Filter the data below for the string "with" and copy each matching line.

** START OF Data segment **

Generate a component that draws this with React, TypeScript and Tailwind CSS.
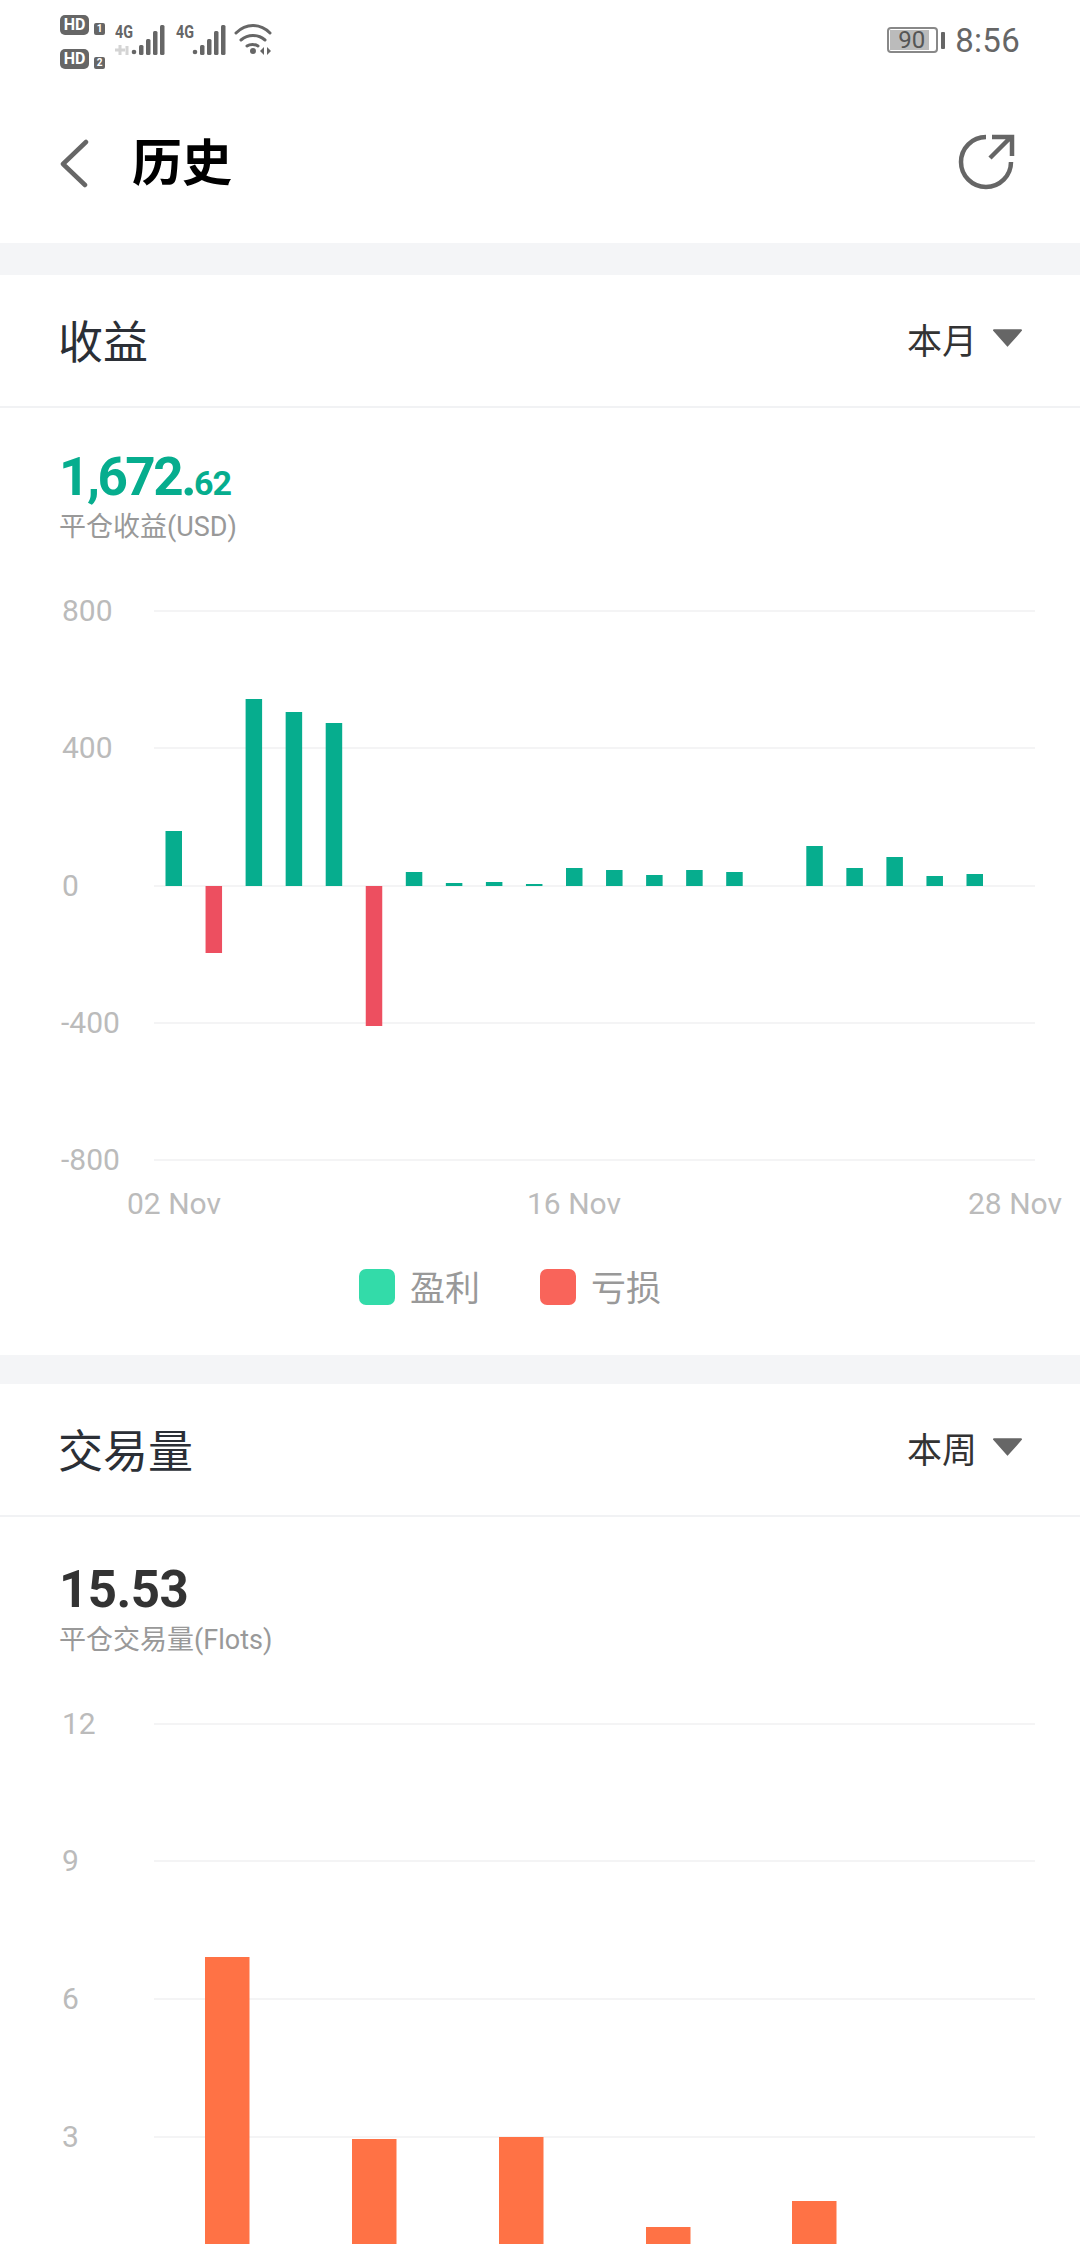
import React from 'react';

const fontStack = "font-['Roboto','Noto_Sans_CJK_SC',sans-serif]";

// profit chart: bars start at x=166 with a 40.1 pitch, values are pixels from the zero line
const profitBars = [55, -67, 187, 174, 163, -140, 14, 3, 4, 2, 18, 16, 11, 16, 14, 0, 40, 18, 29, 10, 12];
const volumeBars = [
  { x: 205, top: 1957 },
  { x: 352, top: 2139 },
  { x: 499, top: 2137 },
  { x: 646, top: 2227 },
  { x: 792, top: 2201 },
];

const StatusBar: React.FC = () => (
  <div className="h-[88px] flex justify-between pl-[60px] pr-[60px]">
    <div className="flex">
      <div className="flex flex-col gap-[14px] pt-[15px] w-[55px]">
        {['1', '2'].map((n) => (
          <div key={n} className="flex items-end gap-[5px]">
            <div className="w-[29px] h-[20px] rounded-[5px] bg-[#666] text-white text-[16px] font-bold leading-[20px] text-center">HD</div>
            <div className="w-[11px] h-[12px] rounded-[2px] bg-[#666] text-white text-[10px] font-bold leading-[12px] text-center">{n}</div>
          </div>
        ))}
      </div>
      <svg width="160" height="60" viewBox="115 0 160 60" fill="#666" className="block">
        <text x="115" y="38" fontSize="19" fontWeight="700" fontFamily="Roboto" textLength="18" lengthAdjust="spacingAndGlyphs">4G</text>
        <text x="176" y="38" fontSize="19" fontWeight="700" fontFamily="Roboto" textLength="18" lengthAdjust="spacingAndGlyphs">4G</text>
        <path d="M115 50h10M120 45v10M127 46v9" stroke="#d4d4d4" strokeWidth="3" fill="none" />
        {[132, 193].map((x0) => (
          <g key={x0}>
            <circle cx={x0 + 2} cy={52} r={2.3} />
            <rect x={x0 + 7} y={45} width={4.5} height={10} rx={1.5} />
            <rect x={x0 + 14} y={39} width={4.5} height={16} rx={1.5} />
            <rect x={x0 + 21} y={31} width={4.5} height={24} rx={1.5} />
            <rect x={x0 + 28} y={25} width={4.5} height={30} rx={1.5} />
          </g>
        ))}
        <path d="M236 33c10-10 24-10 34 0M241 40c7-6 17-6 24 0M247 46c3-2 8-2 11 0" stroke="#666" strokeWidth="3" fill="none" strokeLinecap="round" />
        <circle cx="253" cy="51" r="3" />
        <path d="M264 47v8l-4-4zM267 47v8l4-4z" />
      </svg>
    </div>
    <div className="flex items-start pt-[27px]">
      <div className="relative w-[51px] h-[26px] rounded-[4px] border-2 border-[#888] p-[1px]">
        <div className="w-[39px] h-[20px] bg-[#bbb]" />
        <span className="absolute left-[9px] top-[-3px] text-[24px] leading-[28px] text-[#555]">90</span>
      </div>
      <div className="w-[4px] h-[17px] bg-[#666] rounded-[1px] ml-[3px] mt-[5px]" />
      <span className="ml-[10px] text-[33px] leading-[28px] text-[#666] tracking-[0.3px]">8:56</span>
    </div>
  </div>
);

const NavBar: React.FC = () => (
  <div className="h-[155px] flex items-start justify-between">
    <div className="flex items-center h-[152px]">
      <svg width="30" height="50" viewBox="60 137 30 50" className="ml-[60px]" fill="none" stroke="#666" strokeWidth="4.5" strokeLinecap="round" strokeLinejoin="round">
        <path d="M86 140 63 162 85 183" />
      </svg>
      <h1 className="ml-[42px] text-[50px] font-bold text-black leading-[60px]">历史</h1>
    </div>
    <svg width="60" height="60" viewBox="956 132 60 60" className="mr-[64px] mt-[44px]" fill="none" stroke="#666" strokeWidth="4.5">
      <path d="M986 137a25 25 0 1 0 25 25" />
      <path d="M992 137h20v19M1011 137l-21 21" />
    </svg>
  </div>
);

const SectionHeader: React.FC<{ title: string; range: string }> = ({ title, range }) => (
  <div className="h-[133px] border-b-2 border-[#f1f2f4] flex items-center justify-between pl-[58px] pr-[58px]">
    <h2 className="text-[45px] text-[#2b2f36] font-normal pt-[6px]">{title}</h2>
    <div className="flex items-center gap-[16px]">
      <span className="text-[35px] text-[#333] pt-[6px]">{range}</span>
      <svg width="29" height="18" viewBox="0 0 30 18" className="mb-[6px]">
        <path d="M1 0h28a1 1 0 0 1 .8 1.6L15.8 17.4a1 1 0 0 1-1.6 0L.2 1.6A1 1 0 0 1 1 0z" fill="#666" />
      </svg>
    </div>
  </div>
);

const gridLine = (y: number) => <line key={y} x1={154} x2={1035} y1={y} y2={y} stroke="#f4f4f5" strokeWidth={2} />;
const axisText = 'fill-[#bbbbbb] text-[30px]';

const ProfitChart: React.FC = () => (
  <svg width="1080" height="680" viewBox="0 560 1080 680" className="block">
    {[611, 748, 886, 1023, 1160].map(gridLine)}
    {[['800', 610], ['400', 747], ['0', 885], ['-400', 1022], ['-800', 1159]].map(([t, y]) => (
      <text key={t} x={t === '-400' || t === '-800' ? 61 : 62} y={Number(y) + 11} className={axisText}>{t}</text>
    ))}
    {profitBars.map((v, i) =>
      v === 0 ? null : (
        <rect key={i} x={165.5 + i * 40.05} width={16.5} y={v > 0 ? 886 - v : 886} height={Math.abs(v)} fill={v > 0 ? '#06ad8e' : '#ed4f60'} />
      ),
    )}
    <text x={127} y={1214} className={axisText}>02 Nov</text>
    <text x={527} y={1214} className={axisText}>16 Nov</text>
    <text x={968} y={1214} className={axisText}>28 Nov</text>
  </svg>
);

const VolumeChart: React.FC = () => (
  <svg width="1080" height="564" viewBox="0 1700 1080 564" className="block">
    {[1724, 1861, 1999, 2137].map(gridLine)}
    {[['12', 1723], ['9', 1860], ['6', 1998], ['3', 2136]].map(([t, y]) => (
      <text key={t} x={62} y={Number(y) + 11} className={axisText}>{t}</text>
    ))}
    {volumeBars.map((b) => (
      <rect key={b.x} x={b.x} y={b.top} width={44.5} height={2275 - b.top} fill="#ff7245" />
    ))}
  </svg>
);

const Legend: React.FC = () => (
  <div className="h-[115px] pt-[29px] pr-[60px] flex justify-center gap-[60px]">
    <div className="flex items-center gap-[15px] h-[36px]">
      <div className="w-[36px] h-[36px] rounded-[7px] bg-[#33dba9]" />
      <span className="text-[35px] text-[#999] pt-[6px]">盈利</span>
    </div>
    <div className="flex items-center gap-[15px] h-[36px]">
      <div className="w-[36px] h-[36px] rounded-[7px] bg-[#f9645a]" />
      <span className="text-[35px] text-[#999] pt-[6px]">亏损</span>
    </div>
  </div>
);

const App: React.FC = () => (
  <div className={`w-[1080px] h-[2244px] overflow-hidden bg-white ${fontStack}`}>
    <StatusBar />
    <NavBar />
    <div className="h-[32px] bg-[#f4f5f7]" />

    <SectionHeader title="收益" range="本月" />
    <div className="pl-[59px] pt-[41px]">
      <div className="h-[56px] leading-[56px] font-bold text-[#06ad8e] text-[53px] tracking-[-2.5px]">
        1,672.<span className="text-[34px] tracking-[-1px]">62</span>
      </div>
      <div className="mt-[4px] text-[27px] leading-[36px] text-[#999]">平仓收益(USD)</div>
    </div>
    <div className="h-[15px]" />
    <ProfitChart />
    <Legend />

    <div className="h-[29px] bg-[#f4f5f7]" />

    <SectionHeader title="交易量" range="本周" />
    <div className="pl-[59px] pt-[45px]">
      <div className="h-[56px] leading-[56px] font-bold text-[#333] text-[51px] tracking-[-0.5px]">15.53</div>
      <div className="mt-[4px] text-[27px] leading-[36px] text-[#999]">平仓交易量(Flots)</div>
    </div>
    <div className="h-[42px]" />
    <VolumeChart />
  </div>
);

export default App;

** END OF Data segment **

## Task result
Generate a component that draws this with React, TypeScript and Tailwind CSS.
// profit chart: bars start at x=166 with a 40.1 pitch, values are pixels from the zero line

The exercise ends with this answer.